Why crawl budget matters for SEO
For advanced marketers, understanding and optimizing crawl budget is crucial because it directly influences your site's ability to rank. If Googlebot can't efficiently crawl your site, it might miss important pages, updated content, or even entire sections. This means those pages won't be indexed or will be indexed slowly, leading to lost organic traffic opportunities. This is especially true for large e-commerce sites with frequently changing product inventories, news sites publishing dozens of articles daily, or user-generated content platforms. In these scenarios, a bottleneck in crawling can severely delay content visibility. Efficient crawling also impacts server load and overall site performance. When Googlebot crawls your site, it consumes server resources. An unoptimized crawl path can lead to Googlebot wasting resources crawling low-value pages, redirect chains, or duplicate content, which can strain your server and slow down your site for actual users. By directing Googlebot to your most valuable pages, you ensure that your server resources are used effectively, contributing to a better user experience and better search rankings.Optimizing your crawl budget
Improving your crawl budget involves a mix of technical SEO best practices aimed at making your site easier and more efficient for search engines to navigate. The goal is to maximize the crawl of high-value pages and minimize the crawl of low-value or duplicate content.Technical adjustments
- Robots.txt file: Use your robots.txt file to block crawlers from accessing low-value pages like admin areas, internal search results, or duplicate content. However, be careful not to block important CSS or JavaScript files that Google needs to render your page.

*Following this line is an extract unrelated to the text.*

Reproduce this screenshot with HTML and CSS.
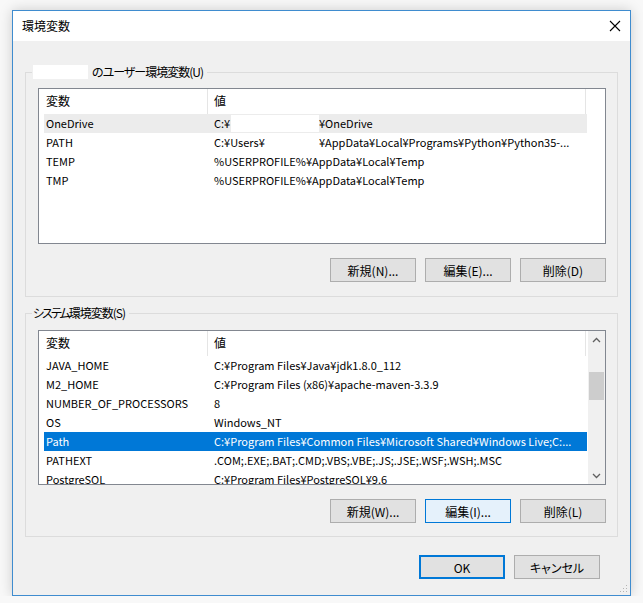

- XML sitemaps: Submit a well-structured XML sitemap that includes only canonical, indexable pages. This acts as a roadmap for Googlebot, guiding it to your most important content. Keep your sitemap updated, especially after major site changes.
- Site architecture and internal linking: A logical, shallow site architecture with strong internal linking ensures that important pages are easily discoverable from your homepage or other high-authority pages. This helps distribute link equity and signals importance to crawlers.

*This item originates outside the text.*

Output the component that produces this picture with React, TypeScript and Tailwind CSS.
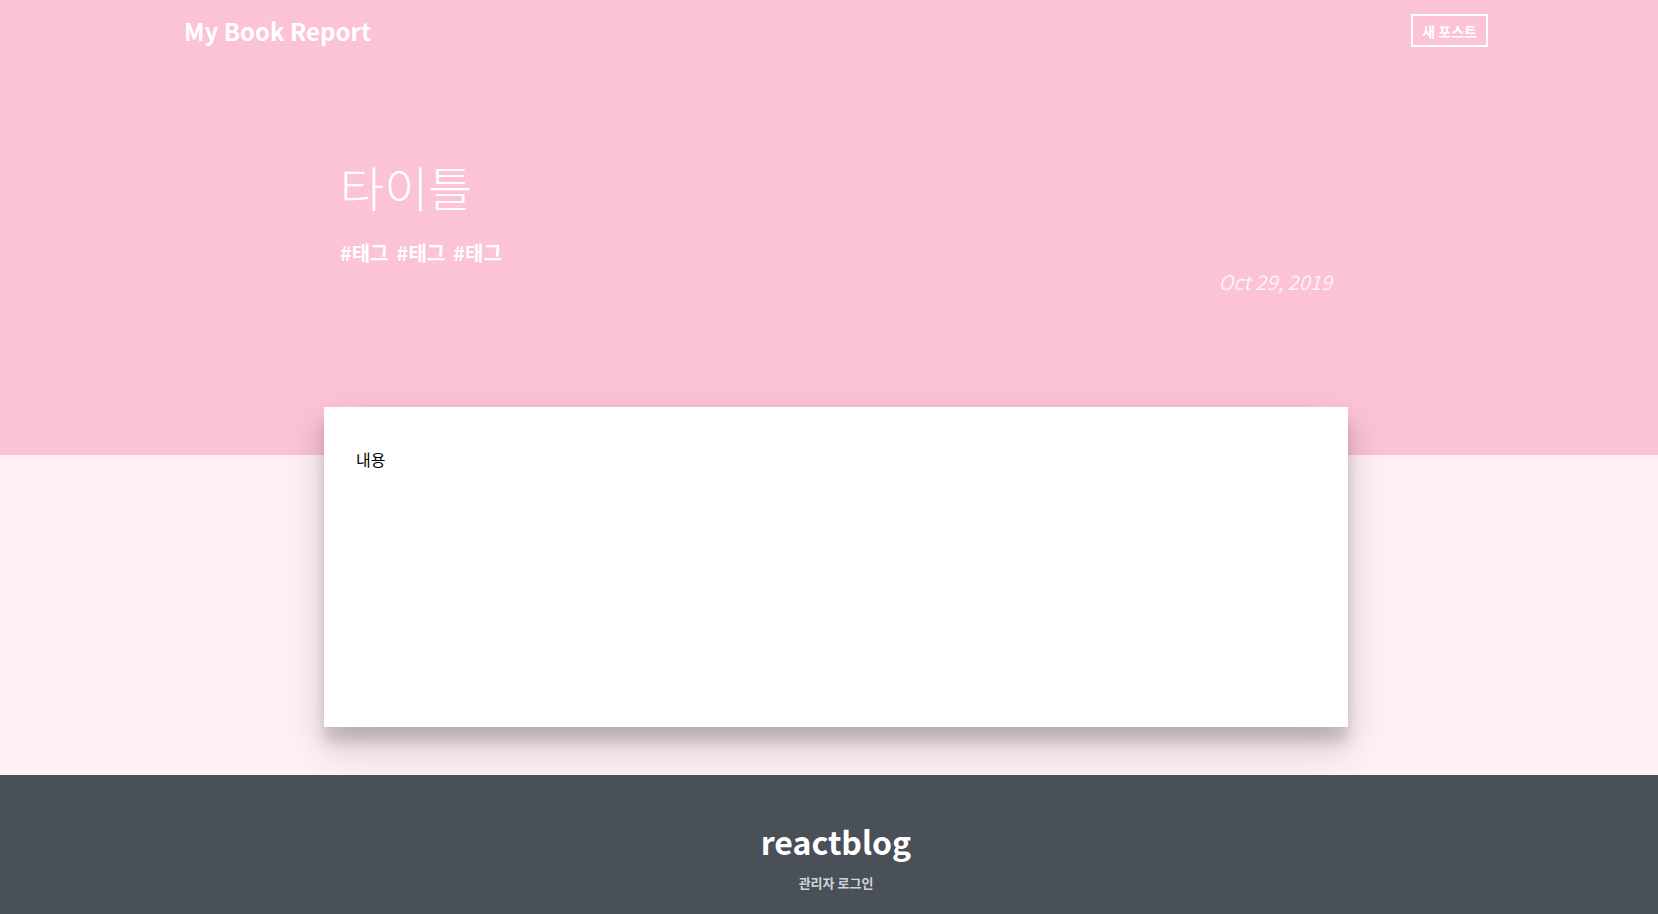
import React from "react";

const font = { fontFamily: '"Noto Sans CJK KR", "Noto Sans", sans-serif' };

export default function App() {
  return (
    <div className="w-full overflow-hidden" style={font}>
      <div className="w-[1672px]">
        <section className="bg-[#fcc2d7] h-[455px]">
          <header className="w-[1304px] mx-auto h-[62px] flex items-center justify-between">
            <div className="text-white font-bold text-[24px] leading-none">My Book Report</div>
            <button className="border-2 border-white text-white font-bold text-[14px] h-[33px] px-[9px] leading-none -mt-[1px]">
              새 포스트
            </button>
          </header>
          <div className="w-[1024px] mx-auto px-4 pt-[100px]">
            <h1 className="text-white font-light text-[48px] leading-none">타이틀</h1>
            <div className="flex gap-[8px] mt-[33px] text-white font-bold text-[20px] leading-none">
              <span>#태그</span>
              <span>#태그</span>
              <span>#태그</span>
            </div>
            <div className="text-right text-[#fff0f6] italic text-[20px] leading-none mt-[9px]">Oct 29, 2019</div>
          </div>
        </section>
        <section className="bg-[#fff0f6] pb-[48px] flow-root">
          <div className="w-[1024px] h-[320px] mx-auto -mt-[48px] bg-white relative shadow-[0_19px_38px_rgba(0,0,0,0.18),0_15px_12px_rgba(0,0,0,0.14)] px-8 pt-[40px]">
            <p className="text-black text-[16px] leading-[1.5]">내용</p>
          </div>
        </section>
        <footer className="bg-[#495057] h-[160px] flex flex-col items-center pt-[50px]">
          <div className="text-white font-bold text-[32px] leading-none">reactblog</div>
          <div className="text-[#ced4da] font-bold text-[13px] leading-none mt-[19px]">관리자 로그인</div>
        </footer>
      </div>
    </div>
  );
}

- Canonical tags: Implement canonical tags to consolidate ranking signals for duplicate or very similar content, preventing crawlers from wasting time on redundant pages.
- Site speed and server response time: Improve your website's loading speed. A faster site allows Googlebot to crawl more pages in the same amount of time and indicates a healthy server, which can lead to an increased crawl capacity limit.
Content and quality management
- Remove duplicate content: Identify and eliminate or consolidate duplicate content issues, which can severely waste crawl budget. Tools like Google Search Console's URL inspection tool can help with this.
- Consolidate thin content: Pages with minimal or low-quality content are less likely to be crawled frequently. Either improve these pages or consider noindexing/redirecting them.
- Manage faceted navigation: For e-commerce sites, faceted navigation (filters) can create an explosion of URLs. Use `rel="nofollow"` on filter links or configure URL parameters in Google Search Console to tell Googlebot how to handle these variations.
Advanced strategies and monitoring
For an advanced approach, regularly analyze your server log files. These logs provide direct insights into how search engine bots are interacting with your site. You can see which pages are being crawled, how often, and identify any crawl errors or wasted crawl budget on unimportant pages. Look for patterns in crawl frequency and identify any pages Googlebot seems to be ignoring. Leverage Google Search Console's crawl stats report to monitor crawl activity, average response time, and the number of pages crawled per day. This report helps you spot sudden drops in crawl rate, which could indicate technical issues or a change in Google's perception of your site. Pay close attention to crawl errors, which directly impact your crawl budget by signaling a poor user experience and wasted resources. Finally, understand that crawl budget is not a fixed number but a dynamic allocation based on Google's assessment of your site's health, popularity, and freshness. Continuously improving your site's overall quality, technical performance, and content value will naturally lead to a higher crawl budget over time. Regularly audit your site for technical issues, maintain a clean internal link profile, and ensure your most valuable content is easily accessible and frequently updated. By actively managing your crawl budget, you empower search engines to discover, understand, and index your content more effectively, which is fundamental to achieving and maintaining strong organic search performance. Make crawl budget optimization a regular part of your technical SEO audit process.Real-world examples
E-commerce site product updates
An e-commerce website with 100,000 product pages frequently updates prices and stock. By using an optimized XML sitemap, blocking old product variations with robots.txt, and ensuring fast page load times, the site ensures Googlebot prioritizes crawling new product additions and price changes, leading to quicker updates in search results.
News portal fast indexing
A major news publication publishes hundreds of articles daily. They implement a robust internal linking strategy, use canonical tags to prevent duplicate content from different categories, and maintain excellent server response times. This allows Googlebot to discover and index new articles within minutes of publication, ensuring timely visibility for breaking news.
Common mistakes to avoid
- Blocking important CSS or JavaScript files with robots.txt, which prevents Google from properly rendering and understanding your pages.
- Not submitting an XML sitemap or including non-canonical, low-value, or broken pages in your sitemap, which wastes Googlebot's time.
- Ignoring server log files, which provide direct insights into how search engine crawlers are interacting with your site and where crawl budget might be wasted.